FLASHBACK TO 2012: “Given the huge knowledge bases that the sciences have built up around the hydrology of urban watersheds, it can come as a surprise when we realize how little is known about some of the basics. The urban tree canopy is an example,” stated (the late) Dr. Charles Rowney, Scientific Authority, when the Partnership for Water Sustainability announced the addition of a Tree Canopy Module to the Water Balance Model
Note to Reader:
In 2005, the District of North Vancouver initiated a precedent-setting initiative in partnership with the University of British Columbia (UBC). By the beginning of 2007, a network of 60 “tree canopy climate stations” was in place across the North Shore region of Metro Vancouver. The research findings were published in a Master’s thesis by Yeganeh Asadian dated April 2010. The research informed development of the Tree Canopy Module in the Water Balance Model. The latter was funded by the governments of Canada and British Columbia under the Regional Adaptation Collaboratives (RAC) Program.
To download a PDF version of the announcement by the British Columbia Partnership for Water Sustainability in May 2012, click on Rebuilt Water Balance Model Now Incorporates Tree Canopy Module. This document serves as a Primer for the context, the research, and the tool.

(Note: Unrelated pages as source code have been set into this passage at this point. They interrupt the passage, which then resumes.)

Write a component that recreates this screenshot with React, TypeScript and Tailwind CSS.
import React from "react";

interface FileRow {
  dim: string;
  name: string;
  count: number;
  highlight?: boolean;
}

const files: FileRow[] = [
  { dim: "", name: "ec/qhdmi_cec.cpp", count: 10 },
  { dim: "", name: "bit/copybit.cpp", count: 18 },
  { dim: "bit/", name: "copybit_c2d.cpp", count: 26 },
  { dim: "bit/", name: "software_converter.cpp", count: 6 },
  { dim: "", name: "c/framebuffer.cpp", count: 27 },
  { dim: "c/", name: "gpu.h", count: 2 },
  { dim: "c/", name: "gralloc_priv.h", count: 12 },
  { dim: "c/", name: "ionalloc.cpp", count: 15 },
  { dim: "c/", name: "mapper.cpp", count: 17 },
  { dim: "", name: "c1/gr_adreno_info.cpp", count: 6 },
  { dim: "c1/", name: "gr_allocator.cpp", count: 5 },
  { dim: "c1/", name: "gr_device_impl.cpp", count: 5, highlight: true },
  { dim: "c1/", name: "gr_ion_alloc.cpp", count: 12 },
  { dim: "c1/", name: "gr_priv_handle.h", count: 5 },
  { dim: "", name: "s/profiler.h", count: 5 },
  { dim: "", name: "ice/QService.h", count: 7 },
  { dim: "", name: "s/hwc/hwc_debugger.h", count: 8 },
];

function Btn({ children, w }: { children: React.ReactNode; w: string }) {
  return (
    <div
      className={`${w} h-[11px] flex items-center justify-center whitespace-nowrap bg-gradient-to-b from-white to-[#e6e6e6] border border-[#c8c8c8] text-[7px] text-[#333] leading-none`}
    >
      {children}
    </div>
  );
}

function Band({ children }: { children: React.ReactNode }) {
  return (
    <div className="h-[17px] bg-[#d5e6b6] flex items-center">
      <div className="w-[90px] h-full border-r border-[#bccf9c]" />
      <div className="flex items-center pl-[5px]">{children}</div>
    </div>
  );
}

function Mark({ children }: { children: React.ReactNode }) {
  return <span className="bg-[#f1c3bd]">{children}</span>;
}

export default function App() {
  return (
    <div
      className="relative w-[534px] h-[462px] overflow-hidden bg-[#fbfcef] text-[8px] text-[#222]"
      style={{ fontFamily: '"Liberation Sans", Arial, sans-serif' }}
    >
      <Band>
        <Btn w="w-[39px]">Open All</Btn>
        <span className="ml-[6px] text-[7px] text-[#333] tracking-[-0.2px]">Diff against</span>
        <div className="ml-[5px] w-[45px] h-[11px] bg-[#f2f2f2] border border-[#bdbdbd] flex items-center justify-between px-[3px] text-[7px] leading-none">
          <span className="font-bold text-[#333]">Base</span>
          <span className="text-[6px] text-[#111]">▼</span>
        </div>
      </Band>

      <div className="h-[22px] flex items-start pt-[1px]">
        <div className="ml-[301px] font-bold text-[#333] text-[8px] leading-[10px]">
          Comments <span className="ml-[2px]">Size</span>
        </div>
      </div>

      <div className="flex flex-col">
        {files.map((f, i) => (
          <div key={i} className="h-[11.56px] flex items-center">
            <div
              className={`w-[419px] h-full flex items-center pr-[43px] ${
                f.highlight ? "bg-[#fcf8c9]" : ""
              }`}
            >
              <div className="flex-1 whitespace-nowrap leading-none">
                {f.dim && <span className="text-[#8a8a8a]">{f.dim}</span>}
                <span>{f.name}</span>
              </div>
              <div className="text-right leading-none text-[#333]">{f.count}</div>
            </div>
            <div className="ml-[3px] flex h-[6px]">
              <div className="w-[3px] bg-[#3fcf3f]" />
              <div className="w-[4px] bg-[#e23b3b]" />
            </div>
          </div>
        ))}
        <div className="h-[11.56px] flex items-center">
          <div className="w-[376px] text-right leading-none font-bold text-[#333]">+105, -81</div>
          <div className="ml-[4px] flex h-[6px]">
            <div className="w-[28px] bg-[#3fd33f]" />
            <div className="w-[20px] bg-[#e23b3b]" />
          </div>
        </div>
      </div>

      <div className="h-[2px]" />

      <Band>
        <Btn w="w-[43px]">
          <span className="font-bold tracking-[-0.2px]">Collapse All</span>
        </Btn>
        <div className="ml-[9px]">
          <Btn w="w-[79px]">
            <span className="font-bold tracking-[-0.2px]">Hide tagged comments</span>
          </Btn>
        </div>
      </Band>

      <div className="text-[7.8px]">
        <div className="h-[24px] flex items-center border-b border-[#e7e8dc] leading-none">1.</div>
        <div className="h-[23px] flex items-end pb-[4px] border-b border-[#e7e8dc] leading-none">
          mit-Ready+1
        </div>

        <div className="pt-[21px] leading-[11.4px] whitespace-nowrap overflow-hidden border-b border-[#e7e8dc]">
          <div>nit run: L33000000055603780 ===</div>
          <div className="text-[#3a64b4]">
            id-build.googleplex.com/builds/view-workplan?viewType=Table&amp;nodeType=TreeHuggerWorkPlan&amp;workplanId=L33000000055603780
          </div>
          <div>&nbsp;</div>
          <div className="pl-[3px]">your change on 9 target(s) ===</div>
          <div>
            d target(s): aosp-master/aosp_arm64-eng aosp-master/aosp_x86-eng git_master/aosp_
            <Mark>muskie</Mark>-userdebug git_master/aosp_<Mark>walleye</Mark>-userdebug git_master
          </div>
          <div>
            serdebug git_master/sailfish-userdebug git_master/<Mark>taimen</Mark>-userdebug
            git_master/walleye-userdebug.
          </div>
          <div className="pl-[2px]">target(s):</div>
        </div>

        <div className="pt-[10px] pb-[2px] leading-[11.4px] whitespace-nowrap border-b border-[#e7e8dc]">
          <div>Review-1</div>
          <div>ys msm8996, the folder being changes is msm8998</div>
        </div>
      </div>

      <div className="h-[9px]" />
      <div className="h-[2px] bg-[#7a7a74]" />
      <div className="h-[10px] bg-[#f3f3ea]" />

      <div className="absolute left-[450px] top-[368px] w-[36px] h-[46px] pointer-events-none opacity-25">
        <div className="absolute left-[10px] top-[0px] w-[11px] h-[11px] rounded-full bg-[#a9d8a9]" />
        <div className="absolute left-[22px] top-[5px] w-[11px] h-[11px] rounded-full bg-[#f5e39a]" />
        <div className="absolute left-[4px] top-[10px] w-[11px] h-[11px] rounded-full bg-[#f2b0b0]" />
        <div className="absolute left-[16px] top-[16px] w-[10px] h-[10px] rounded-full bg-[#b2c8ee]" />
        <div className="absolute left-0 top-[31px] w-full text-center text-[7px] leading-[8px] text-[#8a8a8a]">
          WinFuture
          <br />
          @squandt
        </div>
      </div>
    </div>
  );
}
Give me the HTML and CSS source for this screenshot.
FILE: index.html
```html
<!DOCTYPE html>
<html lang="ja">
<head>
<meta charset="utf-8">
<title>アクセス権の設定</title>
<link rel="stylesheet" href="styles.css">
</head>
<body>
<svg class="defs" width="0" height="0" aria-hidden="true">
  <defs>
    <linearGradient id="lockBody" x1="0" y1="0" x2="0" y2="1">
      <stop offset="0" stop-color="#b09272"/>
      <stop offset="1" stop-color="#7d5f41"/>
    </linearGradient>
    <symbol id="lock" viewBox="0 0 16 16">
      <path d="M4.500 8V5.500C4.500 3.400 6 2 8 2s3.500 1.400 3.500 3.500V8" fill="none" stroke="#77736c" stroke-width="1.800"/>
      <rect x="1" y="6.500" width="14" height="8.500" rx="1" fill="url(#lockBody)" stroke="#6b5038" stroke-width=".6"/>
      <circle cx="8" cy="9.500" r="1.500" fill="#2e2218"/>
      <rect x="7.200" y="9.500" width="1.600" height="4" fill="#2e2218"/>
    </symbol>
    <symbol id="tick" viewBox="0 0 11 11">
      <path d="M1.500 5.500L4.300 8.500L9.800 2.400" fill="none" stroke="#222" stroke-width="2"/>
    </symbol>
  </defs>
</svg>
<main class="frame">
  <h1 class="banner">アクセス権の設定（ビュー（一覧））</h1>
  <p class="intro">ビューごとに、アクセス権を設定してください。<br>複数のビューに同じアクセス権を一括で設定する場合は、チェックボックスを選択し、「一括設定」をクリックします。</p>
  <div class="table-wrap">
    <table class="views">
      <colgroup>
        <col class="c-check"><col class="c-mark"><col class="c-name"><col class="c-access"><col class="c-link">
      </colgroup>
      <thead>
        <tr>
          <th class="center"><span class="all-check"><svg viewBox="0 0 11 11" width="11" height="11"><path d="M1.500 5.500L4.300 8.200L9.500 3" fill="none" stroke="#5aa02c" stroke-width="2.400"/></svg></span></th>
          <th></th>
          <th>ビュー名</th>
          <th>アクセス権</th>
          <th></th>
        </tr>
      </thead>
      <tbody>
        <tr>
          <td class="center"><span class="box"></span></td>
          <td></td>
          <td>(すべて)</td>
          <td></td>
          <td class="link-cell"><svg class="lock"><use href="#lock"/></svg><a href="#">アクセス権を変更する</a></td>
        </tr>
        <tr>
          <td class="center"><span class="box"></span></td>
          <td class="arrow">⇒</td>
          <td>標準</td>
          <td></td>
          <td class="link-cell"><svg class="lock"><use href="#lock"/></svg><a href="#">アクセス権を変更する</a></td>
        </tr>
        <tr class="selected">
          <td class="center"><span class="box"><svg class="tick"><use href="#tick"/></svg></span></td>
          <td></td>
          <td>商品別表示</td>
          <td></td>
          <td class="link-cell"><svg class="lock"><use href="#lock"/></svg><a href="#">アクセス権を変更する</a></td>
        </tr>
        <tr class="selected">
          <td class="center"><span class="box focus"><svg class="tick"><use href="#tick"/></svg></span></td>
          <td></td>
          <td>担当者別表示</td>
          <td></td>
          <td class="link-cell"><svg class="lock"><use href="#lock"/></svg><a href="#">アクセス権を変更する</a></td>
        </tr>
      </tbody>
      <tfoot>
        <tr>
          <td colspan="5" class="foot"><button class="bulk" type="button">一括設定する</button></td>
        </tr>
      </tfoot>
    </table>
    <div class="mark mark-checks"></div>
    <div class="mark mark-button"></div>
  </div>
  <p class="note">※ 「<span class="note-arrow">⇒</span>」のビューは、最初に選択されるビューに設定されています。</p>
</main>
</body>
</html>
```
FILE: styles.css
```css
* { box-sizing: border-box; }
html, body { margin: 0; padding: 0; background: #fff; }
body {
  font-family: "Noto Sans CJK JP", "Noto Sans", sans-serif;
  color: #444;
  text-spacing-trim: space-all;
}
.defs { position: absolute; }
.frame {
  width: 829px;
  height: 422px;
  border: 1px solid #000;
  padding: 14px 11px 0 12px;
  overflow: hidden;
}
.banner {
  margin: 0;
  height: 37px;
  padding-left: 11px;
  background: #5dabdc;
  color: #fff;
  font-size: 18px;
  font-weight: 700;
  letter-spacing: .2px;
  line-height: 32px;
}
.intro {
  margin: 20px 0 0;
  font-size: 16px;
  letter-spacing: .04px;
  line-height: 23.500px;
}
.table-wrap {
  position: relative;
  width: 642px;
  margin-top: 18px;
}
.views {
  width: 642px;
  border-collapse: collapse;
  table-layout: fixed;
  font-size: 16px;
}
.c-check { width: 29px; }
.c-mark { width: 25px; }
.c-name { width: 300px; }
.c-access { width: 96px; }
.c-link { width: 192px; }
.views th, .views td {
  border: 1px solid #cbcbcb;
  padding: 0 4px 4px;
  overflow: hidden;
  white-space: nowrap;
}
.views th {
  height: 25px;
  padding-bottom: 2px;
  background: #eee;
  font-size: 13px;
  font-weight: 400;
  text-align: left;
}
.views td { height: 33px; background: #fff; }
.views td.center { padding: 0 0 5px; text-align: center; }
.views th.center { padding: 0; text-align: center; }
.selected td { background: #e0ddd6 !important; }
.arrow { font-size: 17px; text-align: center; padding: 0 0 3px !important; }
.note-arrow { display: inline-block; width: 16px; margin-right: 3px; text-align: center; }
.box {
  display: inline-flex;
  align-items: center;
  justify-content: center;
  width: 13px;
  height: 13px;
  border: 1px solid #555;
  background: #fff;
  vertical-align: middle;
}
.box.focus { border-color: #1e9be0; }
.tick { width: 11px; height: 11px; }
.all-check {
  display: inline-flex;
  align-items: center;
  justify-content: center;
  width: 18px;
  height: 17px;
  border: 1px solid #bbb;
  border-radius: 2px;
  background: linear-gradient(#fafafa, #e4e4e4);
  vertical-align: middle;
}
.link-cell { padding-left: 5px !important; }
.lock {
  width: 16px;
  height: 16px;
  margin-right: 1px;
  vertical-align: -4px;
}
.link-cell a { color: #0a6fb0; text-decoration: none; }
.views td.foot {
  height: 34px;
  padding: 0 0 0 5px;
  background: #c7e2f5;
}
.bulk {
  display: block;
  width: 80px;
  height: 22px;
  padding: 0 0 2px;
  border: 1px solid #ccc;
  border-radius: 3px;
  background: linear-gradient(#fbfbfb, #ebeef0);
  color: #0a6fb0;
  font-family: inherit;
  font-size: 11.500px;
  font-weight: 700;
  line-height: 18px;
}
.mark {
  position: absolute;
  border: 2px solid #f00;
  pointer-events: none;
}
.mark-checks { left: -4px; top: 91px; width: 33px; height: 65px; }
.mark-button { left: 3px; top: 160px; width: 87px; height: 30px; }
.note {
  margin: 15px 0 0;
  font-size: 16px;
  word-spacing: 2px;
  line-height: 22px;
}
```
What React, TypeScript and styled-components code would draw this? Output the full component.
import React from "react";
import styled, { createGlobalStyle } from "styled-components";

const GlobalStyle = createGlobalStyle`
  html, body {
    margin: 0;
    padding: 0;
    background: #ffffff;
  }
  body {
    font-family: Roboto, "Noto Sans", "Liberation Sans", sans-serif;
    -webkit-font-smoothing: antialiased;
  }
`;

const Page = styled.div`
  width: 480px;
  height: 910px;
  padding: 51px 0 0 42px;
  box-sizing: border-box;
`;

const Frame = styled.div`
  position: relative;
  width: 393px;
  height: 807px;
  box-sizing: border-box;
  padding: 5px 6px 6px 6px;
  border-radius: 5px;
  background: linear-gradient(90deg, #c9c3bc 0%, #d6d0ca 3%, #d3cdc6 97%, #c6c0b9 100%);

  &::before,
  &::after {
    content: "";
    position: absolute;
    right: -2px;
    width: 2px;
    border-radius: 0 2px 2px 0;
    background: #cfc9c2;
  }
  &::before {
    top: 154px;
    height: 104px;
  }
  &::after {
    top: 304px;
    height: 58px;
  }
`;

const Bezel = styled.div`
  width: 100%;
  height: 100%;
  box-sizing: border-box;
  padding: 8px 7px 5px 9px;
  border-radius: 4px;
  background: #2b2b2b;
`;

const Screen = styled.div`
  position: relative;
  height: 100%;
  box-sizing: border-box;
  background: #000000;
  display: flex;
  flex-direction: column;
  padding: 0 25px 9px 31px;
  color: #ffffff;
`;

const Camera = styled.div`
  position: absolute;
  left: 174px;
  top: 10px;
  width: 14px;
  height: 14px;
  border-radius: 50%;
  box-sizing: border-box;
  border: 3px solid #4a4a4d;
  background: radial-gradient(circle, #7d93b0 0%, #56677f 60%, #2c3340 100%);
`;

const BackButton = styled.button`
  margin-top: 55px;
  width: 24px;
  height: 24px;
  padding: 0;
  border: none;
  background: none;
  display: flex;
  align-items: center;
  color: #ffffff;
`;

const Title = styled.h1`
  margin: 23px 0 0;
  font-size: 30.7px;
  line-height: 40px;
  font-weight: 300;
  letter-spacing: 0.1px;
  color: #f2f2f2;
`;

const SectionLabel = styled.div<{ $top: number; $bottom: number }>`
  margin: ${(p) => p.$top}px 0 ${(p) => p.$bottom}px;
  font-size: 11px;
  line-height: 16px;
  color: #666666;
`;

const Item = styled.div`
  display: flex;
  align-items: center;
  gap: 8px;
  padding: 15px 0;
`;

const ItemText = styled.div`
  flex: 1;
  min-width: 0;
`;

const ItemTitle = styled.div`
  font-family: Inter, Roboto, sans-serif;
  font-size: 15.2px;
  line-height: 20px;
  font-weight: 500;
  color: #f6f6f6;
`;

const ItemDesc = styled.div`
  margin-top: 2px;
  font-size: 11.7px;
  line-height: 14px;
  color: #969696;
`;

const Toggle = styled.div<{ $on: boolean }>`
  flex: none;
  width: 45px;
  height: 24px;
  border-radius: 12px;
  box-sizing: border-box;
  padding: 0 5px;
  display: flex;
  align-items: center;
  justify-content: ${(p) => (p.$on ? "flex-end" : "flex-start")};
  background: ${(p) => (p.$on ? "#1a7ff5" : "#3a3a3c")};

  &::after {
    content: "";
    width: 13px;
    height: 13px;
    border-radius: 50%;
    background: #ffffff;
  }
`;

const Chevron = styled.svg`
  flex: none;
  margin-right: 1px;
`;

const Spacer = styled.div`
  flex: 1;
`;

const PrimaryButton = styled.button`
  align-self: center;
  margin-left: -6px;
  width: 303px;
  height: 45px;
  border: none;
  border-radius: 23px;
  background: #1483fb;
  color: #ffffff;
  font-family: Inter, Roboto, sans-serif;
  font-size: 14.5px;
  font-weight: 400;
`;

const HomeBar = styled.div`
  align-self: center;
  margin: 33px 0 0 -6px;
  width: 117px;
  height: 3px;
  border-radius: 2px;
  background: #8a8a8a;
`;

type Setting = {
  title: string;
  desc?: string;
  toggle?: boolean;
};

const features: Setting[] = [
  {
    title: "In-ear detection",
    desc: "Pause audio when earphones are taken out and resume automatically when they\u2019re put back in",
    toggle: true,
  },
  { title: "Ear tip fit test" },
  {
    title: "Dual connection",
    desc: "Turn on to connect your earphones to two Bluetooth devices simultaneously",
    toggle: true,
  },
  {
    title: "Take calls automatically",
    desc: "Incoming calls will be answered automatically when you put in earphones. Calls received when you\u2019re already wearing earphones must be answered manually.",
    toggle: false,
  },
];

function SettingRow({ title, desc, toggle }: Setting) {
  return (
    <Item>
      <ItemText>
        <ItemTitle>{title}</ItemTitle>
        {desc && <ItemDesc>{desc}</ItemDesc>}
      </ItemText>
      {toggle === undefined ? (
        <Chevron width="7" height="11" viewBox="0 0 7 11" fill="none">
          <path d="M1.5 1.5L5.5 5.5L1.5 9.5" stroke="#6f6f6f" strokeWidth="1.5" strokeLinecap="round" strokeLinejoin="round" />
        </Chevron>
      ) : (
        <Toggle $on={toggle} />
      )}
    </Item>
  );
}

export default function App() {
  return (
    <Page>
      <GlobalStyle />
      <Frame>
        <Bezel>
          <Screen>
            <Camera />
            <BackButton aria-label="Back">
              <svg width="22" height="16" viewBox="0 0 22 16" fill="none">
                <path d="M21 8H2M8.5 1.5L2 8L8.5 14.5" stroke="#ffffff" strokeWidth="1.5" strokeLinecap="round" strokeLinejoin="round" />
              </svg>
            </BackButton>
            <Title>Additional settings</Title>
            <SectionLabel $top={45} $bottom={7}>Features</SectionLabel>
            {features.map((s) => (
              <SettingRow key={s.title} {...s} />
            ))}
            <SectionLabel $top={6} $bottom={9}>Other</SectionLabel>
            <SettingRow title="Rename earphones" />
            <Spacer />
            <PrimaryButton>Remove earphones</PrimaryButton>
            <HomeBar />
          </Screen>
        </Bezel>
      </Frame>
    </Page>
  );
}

The Goal: Bridge a Knowledge-Gap
“Given the huge knowledge bases that the sciences have built up around the hydrology of urban watersheds, it can come as a surprise when we realize how little is known about some of the basics. The urban tree canopy is an example,” stated (the late) Dr. Charles Rowney, Scientific Authority for the Water Balance Model Partnership, in a 2012 statement.
“Tree canopy interception of rainfall is a technical area where the fundamentals are well understood, but the empirical basis, the availability of actual observations, is still in its infancy. When it comes to the urban canopy, we just don’t have a lot to go on. Considering the importance of urban trees, we’re not sure why this knowledge gap has persisted. But when we began our research, it quickly became clear that there is a lot to learn about some of things that are important in dealing with the tree canopy.”
“And it became just as clear that to improve this aspect of the practice of watershed management, we had to improve the science. Available modelling tools generally don’t explicitly account for evapotranspiration from trees.”
The Right Trees in the Right Places
When the field research was initiated, Dr. Markus Weiler, former Chair of Forest Hydrology at UBC provided this context: “While considerable research has been undertaken in forest stands in the natural environment, very little has been done in an urban setting anywhere in North America.” Dr. Weiler and Dr. Hans Schreier developed the project approach and the system for measuring rainfall interception by the tree canopy.
Dr. Weiler postulated that: “In theory, it is highly probable that interception losses of a tree that stands in an urban setting is larger compared to a tree within a forest stand. There may be even an optimum of tree density and structure whereby the interception is largest for a certain tree density. If this density can be determined, or even the relation of tree density to interception loss, local governments could provide urban developers with guidance as to how many trees need to be maintained within a residential lot to maintain a certain interception effect.”
To Learn More:
Download a copy of a presentation that provides an overview of the project scope: The Story of the UBC Tree Canopy Interception Research Project.
Explore the historical resources accessible at North Shore Tree Canopy Interception Research Project.
How the Research Has Been Translated Into a Practical Tool
Accompanying the physical explorations was research to develop a practical model of the canopy capture processes that were being measured. “Because it has been built into the QUALHYMO calculation engine as a new computational module, the net result of this program is to provide the Water Balance Model with a solid capability to represent isolated or clustered trees in the urban environment,” reported Dr. Rowney.
“Because of the way the code was developed, a wide range of urban species can potentially be dealt with, including hedge rows, ground cover or other characteristics that may be of interest. For the present, the basic data deal with these species as evergreens or deciduous species because the data don’t justify subdividing the content further.”
“Of course, the code can be updated and expanded as well when and if new understanding of the processes emerges, but in the mean time, the model is robust, effective and easily expanded. That is an outstanding first step in the ability to represent and usefully model the effect of trees on urban hydrology,” concluded Dr. Rowney.